[Items listed in a dataset]
start

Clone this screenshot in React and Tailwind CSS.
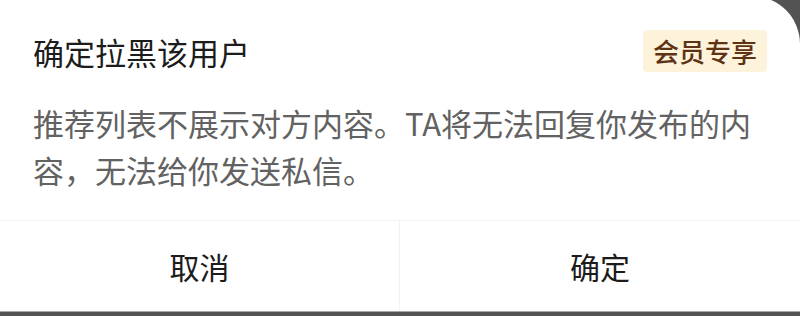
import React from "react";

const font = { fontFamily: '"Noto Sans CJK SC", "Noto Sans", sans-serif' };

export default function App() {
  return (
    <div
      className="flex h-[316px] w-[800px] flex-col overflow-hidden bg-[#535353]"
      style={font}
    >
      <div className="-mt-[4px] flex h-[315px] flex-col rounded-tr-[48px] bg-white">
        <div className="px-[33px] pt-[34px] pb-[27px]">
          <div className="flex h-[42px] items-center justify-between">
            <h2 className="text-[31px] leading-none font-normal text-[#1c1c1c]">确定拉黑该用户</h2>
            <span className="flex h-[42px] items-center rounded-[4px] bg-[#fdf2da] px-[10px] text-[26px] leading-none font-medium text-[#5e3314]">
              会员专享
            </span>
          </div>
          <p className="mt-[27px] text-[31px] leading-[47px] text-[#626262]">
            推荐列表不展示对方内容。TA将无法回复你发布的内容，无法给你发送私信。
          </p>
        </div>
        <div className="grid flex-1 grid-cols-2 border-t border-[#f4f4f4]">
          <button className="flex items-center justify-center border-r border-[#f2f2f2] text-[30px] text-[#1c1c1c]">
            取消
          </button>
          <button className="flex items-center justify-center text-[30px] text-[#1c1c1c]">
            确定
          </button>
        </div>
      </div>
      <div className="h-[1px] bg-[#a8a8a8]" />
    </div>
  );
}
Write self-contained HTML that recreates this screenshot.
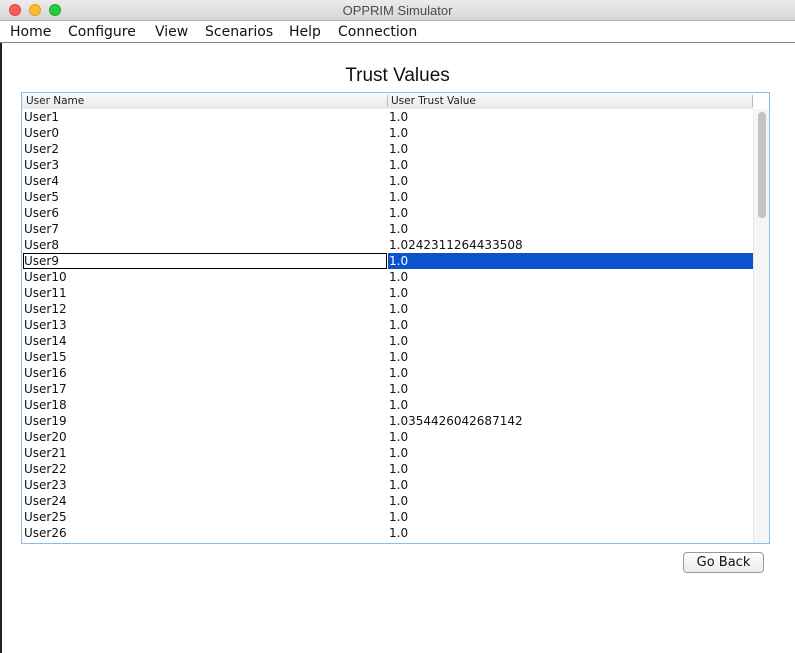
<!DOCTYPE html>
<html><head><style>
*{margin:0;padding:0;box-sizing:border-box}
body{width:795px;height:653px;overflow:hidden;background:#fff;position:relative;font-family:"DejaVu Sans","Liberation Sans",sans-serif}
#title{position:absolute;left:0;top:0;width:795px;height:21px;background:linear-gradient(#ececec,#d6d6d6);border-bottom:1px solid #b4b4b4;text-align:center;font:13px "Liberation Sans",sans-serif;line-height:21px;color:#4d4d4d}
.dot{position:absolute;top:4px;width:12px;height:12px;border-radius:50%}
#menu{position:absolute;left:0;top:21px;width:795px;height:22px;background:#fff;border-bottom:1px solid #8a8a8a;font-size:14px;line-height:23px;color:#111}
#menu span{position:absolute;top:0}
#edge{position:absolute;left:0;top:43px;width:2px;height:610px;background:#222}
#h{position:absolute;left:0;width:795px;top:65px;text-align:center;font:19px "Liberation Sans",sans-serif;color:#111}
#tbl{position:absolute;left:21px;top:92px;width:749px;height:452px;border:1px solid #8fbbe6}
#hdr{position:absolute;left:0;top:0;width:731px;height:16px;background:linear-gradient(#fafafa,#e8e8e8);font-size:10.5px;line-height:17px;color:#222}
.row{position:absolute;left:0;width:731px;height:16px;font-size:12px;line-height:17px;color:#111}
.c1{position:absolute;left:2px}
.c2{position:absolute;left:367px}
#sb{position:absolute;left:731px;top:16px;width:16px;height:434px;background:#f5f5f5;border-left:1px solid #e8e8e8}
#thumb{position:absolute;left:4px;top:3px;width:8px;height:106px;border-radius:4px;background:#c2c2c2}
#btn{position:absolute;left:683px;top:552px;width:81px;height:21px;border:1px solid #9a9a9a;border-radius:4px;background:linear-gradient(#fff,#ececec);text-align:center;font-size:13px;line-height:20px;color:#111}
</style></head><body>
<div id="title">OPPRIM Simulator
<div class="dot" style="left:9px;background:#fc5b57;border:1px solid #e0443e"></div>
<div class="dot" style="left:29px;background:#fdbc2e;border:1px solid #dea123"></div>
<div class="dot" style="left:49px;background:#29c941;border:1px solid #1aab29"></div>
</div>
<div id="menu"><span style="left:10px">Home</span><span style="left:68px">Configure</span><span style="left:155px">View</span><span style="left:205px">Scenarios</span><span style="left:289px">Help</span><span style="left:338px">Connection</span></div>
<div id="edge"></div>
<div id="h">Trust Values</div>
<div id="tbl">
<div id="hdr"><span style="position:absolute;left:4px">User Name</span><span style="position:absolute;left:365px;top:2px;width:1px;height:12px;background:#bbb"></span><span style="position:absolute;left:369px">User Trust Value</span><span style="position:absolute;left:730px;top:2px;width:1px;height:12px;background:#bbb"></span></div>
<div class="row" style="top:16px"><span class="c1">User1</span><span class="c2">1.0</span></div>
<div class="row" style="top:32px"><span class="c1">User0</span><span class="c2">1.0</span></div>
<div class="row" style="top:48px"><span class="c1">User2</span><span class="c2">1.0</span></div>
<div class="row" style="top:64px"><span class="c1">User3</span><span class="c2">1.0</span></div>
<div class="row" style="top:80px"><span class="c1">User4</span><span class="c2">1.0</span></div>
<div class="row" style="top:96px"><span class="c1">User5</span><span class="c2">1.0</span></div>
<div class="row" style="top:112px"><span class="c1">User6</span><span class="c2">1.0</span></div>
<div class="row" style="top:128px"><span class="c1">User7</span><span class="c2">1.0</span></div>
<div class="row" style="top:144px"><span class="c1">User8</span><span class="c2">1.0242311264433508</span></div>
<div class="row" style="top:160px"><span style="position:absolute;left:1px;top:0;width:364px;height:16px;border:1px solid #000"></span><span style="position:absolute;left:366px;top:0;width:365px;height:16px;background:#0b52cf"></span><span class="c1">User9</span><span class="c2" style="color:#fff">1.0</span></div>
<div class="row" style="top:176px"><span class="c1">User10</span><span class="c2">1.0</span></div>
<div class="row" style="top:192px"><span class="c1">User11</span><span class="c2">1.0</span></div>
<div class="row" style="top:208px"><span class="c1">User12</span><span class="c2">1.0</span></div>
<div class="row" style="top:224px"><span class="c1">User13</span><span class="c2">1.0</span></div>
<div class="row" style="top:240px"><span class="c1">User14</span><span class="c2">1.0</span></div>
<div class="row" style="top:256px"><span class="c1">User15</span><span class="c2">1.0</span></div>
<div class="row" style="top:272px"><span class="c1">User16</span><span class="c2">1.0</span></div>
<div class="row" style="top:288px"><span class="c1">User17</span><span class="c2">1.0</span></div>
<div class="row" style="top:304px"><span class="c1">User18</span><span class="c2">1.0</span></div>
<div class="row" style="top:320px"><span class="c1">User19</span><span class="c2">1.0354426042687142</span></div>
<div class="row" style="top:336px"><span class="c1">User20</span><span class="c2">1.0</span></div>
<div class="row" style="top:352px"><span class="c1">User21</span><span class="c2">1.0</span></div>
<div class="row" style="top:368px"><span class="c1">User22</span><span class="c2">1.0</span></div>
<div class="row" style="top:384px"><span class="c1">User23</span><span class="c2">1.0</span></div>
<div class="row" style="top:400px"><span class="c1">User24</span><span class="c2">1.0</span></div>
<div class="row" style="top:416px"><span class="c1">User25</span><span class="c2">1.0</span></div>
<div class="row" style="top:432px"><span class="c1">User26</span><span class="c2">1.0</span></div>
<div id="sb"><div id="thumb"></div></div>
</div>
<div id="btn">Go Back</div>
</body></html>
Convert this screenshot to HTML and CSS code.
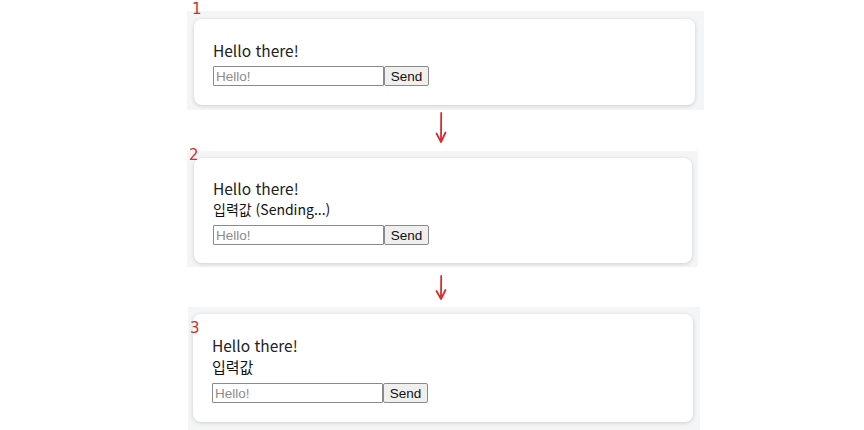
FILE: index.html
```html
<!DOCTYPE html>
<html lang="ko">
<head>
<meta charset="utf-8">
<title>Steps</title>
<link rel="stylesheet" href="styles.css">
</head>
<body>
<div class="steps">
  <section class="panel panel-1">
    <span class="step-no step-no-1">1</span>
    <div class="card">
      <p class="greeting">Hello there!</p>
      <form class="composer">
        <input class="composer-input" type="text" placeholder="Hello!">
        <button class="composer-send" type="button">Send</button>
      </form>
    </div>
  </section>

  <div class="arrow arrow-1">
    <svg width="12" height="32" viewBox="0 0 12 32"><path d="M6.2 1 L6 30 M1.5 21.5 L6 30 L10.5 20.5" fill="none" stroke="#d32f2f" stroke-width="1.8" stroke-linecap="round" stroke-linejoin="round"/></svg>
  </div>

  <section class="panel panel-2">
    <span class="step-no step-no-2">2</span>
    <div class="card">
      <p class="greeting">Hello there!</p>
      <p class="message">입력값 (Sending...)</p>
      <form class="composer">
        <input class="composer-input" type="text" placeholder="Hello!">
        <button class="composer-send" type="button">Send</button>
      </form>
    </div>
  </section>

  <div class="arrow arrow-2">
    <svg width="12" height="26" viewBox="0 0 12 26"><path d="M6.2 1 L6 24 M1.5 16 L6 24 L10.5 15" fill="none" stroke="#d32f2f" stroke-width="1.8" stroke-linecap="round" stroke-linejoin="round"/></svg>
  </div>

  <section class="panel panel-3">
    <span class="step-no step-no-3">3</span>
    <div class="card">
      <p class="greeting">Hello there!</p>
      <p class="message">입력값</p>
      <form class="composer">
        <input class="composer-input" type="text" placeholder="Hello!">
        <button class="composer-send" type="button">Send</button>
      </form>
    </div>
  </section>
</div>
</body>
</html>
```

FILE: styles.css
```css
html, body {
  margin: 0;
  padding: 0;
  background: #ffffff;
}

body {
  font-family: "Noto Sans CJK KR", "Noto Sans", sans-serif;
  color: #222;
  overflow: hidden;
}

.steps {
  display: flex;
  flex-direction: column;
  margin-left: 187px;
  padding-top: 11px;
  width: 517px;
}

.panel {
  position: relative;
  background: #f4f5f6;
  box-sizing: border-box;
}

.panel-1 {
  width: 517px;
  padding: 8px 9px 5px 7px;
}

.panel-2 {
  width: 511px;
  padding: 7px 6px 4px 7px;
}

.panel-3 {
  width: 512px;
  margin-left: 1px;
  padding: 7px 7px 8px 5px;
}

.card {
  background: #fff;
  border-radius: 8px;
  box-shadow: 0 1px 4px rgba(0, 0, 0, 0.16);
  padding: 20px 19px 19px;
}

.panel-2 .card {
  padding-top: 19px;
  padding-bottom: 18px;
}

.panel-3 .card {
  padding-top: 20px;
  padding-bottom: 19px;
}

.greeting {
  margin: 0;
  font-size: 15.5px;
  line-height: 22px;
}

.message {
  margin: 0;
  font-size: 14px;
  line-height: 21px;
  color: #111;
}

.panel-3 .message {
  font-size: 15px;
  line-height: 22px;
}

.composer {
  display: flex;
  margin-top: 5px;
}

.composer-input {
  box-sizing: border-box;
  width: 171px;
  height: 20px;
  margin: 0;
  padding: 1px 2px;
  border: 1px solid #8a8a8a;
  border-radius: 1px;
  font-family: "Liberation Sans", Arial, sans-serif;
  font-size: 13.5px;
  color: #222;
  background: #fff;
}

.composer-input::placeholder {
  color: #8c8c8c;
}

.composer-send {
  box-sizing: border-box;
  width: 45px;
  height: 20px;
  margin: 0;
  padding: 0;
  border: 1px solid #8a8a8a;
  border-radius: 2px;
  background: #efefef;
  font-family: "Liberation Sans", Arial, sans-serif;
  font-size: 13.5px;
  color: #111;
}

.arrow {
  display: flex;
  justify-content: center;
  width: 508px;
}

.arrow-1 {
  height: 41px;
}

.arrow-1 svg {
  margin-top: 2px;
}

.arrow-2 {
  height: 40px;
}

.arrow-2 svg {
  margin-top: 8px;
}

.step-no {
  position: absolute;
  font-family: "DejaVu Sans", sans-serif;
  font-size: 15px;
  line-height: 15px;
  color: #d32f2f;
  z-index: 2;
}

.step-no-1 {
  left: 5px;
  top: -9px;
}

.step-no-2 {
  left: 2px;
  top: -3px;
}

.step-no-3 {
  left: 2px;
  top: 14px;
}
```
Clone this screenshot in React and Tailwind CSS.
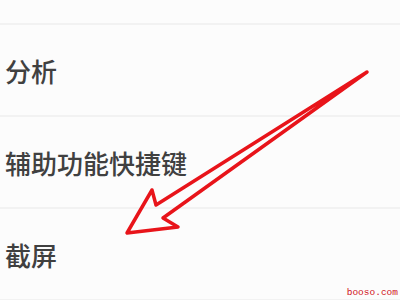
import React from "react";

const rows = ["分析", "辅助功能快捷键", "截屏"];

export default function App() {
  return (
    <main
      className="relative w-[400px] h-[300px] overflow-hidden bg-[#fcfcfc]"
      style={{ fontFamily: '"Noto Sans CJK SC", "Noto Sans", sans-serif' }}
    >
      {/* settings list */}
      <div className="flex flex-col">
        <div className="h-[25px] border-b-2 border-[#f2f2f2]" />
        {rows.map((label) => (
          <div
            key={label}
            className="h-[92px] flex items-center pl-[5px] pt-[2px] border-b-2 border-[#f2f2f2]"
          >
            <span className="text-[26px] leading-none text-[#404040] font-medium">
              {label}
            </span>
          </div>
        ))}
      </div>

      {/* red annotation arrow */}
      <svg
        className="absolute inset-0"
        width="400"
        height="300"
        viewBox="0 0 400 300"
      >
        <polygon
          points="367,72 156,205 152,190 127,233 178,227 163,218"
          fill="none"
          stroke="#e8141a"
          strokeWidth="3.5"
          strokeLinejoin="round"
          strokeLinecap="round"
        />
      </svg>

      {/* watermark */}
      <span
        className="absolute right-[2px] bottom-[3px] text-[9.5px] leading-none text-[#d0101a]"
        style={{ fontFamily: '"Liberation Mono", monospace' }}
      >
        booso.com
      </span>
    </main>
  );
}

end

*Work required*: Look through the listing and extract every line with "this" in it.

*Full output*:
Clone this screenshot in React and Tailwind CSS.
Write self-contained HTML that recreates this screenshot.
Convert this screenshot to HTML and CSS code.
Clone this screenshot in React and Tailwind CSS.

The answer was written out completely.